'''

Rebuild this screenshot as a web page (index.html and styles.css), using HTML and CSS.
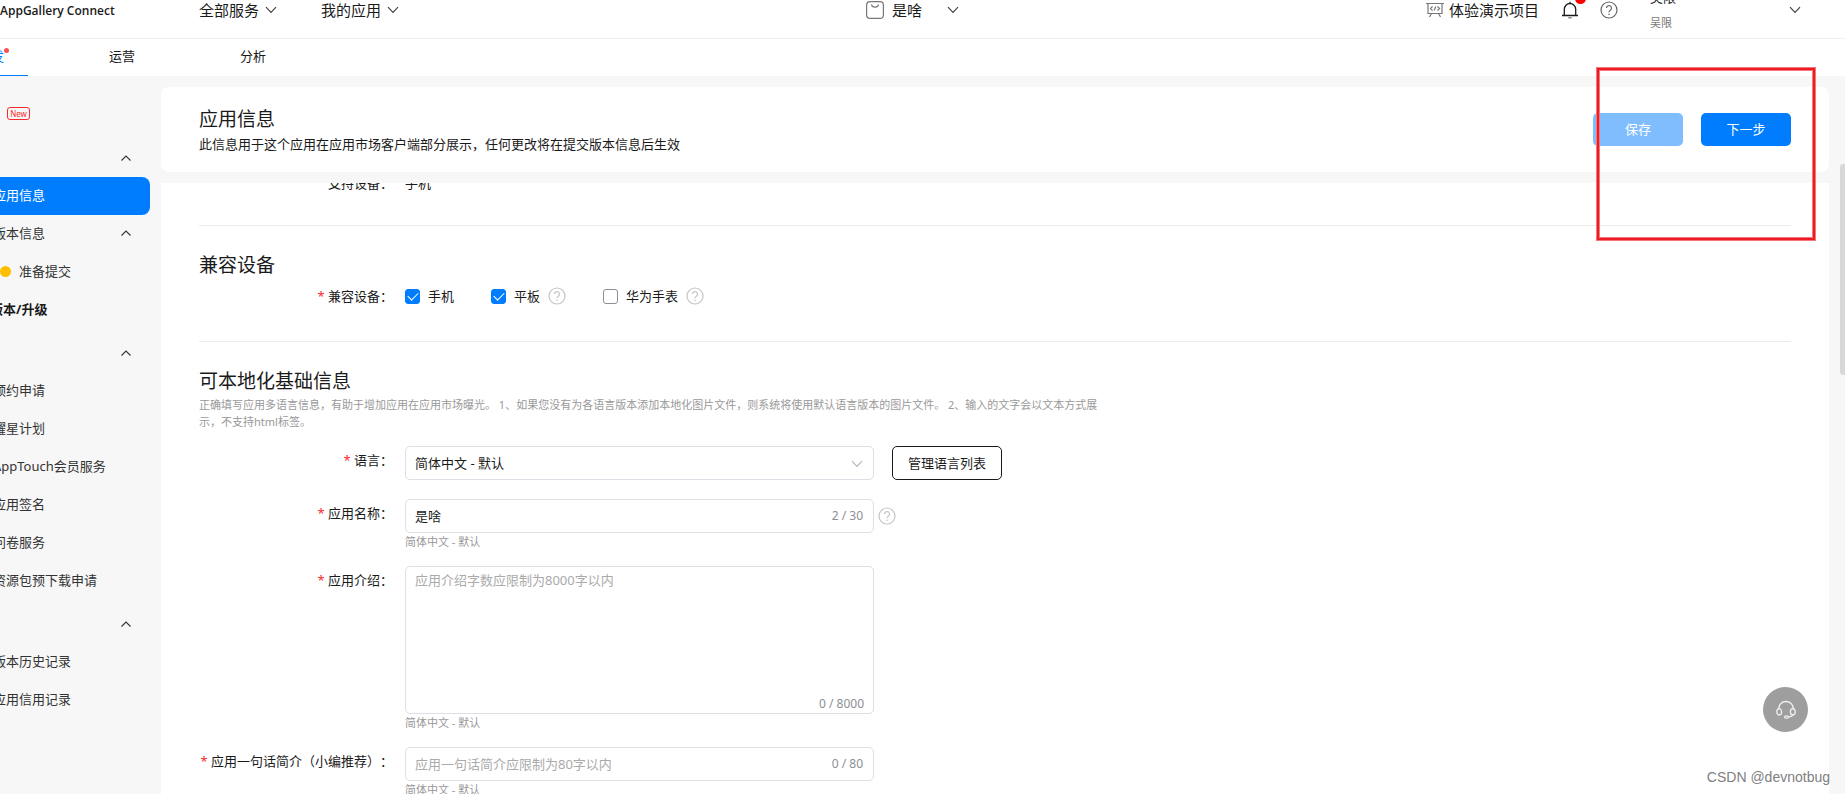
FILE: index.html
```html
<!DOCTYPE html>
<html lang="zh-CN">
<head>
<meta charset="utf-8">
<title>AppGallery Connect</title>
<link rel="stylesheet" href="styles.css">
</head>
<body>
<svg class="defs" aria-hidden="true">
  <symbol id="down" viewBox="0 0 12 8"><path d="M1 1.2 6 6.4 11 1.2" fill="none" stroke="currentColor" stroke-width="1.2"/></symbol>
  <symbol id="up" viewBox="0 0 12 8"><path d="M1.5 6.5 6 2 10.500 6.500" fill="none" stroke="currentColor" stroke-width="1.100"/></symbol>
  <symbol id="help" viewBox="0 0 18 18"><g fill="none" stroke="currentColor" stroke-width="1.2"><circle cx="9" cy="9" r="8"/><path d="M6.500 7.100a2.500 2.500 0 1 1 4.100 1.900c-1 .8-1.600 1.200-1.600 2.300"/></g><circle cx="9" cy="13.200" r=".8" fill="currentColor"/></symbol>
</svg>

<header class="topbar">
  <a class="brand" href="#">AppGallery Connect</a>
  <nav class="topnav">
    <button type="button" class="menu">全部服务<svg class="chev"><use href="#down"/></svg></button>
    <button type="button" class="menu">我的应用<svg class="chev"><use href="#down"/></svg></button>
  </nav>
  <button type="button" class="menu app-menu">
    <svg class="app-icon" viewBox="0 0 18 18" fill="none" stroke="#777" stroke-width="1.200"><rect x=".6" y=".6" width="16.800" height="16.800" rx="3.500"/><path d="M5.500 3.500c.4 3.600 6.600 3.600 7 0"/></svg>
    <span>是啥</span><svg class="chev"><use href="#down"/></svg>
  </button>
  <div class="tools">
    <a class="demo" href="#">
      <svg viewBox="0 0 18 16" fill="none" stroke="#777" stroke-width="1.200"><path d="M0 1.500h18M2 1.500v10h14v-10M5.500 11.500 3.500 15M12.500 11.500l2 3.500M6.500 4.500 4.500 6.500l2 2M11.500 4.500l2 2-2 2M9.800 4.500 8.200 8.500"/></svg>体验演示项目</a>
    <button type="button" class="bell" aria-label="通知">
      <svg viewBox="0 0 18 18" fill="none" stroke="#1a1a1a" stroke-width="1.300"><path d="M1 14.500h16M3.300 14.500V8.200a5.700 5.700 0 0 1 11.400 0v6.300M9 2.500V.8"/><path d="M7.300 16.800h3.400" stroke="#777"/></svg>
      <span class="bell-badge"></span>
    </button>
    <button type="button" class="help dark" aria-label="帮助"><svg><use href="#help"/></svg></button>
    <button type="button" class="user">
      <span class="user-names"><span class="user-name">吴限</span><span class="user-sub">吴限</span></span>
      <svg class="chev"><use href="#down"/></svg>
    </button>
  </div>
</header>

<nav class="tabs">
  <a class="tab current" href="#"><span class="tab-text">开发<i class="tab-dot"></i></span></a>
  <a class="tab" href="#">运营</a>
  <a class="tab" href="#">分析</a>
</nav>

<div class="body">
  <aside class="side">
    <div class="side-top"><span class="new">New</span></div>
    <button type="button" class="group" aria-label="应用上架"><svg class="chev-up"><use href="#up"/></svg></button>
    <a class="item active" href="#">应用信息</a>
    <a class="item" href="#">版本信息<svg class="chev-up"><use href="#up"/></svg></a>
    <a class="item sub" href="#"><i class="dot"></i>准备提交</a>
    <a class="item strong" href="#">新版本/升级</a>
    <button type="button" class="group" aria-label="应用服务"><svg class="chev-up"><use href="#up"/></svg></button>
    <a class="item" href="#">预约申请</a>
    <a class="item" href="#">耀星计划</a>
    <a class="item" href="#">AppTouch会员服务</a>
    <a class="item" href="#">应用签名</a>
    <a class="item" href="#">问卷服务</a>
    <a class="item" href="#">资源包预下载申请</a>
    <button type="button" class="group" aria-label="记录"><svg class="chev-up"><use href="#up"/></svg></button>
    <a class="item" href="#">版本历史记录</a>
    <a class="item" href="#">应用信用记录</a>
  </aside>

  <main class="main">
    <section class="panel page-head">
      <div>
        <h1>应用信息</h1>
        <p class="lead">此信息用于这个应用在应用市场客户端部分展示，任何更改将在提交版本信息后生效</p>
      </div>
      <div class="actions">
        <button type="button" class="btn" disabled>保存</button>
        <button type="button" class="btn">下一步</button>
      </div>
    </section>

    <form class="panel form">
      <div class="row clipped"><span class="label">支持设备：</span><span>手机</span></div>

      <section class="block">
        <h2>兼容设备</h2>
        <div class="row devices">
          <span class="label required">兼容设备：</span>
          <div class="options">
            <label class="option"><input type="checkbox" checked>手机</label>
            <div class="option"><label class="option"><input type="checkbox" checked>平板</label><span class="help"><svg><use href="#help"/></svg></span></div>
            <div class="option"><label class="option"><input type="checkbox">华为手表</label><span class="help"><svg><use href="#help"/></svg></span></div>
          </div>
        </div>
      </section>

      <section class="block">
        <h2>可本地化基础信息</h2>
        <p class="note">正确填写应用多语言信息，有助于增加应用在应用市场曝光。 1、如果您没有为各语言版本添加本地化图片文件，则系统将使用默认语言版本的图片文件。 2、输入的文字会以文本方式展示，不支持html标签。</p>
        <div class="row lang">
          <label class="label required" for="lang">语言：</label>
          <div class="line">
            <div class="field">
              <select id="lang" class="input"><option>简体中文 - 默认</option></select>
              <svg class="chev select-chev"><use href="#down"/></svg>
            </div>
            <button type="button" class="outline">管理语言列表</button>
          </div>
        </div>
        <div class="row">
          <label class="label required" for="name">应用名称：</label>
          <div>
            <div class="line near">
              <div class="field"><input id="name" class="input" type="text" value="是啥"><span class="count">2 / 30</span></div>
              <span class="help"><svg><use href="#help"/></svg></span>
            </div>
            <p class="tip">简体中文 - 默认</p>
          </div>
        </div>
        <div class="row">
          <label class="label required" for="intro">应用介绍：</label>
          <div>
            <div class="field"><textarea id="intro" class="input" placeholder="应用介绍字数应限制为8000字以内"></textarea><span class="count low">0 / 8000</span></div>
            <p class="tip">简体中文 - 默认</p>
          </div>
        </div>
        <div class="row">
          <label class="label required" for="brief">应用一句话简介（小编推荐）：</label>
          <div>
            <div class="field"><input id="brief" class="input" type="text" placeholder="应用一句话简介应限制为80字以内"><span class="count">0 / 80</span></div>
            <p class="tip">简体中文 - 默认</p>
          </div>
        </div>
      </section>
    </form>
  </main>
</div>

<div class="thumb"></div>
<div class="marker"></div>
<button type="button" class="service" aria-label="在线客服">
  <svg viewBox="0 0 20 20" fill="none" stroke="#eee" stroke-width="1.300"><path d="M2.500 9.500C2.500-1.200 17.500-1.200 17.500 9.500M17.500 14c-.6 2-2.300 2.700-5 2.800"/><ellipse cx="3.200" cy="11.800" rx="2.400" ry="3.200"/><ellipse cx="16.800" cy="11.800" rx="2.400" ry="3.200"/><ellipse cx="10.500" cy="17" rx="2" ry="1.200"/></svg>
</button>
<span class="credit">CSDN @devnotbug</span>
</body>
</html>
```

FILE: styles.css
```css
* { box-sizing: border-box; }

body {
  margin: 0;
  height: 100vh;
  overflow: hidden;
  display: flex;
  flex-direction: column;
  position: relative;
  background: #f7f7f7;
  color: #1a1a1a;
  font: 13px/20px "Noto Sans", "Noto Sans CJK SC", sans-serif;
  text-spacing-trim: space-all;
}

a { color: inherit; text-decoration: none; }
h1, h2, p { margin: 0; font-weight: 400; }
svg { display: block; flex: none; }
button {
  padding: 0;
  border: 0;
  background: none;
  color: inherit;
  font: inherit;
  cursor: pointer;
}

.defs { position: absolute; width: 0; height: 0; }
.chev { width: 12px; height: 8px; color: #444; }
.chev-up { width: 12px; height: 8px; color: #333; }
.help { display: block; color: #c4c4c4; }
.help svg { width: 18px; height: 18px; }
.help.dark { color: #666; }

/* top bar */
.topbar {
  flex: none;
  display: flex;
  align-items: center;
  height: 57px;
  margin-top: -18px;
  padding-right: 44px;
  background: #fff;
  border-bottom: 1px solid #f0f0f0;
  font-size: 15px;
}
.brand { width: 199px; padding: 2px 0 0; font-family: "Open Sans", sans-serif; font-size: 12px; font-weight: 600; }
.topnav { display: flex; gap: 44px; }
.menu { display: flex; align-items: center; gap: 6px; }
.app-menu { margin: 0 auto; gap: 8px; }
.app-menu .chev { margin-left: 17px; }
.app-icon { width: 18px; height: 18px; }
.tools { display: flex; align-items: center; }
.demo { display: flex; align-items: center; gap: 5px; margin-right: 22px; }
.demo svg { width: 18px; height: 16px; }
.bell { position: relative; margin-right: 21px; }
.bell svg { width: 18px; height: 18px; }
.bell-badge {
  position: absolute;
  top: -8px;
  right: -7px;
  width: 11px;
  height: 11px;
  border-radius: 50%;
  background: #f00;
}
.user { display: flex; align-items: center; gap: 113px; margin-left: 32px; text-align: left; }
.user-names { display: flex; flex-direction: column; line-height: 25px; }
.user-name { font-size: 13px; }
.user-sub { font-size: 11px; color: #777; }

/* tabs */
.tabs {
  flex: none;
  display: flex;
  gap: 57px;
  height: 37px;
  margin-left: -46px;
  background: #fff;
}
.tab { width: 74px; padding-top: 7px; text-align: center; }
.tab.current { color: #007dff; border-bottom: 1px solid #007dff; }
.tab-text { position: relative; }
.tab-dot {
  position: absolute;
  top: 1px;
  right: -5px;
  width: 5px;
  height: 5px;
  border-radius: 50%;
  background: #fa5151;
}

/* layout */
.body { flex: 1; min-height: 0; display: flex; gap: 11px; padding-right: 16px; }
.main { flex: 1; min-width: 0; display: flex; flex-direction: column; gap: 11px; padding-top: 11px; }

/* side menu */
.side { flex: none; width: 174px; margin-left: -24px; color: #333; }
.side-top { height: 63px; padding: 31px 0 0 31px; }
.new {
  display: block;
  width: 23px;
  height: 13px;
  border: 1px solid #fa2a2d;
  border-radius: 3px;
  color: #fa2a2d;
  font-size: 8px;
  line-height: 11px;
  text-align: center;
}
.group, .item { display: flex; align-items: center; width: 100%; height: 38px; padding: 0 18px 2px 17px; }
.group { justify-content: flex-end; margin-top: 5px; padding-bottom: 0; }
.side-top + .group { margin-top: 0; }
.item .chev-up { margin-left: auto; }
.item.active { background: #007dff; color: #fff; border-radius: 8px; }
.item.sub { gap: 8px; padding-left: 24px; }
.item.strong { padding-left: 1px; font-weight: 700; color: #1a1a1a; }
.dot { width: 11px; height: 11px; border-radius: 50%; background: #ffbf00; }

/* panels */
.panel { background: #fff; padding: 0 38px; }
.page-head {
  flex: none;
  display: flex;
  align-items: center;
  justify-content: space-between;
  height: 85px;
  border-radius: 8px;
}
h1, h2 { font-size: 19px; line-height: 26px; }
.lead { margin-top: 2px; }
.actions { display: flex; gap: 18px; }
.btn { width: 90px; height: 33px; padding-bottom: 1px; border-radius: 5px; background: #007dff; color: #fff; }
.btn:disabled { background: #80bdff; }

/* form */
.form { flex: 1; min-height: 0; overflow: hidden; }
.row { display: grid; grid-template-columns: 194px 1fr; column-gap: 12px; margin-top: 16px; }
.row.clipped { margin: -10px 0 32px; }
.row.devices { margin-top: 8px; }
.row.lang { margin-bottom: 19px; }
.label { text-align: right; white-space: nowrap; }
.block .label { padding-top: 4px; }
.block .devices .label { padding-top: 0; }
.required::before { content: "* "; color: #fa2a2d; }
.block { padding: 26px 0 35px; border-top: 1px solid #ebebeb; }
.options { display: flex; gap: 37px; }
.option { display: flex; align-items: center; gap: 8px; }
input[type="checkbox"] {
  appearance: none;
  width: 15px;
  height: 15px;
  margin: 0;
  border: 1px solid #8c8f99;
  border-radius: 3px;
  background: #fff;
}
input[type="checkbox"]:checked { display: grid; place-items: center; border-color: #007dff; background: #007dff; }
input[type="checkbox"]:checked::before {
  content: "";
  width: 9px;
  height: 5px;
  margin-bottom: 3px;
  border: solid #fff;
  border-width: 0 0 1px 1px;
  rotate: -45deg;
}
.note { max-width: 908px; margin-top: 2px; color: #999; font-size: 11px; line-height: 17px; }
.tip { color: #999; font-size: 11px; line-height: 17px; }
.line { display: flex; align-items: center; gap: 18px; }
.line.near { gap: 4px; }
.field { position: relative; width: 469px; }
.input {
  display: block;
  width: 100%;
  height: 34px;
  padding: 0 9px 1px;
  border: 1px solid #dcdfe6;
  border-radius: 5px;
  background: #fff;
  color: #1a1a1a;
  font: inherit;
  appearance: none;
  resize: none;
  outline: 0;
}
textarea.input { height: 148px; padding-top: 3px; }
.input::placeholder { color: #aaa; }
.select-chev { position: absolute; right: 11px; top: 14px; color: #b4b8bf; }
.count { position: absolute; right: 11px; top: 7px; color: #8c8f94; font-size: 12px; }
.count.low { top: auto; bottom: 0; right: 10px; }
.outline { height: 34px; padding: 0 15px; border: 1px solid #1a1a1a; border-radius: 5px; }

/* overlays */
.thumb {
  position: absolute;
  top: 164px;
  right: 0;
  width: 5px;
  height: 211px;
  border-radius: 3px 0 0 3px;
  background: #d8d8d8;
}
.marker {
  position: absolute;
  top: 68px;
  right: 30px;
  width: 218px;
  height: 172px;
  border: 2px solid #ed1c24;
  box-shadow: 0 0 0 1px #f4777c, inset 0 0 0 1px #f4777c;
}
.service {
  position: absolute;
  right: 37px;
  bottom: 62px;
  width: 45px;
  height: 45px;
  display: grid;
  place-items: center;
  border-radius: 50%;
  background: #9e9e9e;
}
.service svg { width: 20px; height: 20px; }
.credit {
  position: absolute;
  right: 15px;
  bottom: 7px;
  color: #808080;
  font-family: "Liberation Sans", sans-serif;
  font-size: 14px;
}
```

'''

▶ _Work required_
Scan the material above. Extract every line in which the word "styles" occurs.

▶ _Correct output_
Rebuild this screenshot as a web page (index.html and styles.css), using HTML and CSS.
<link rel="stylesheet" href="styles.css">
FILE: styles.css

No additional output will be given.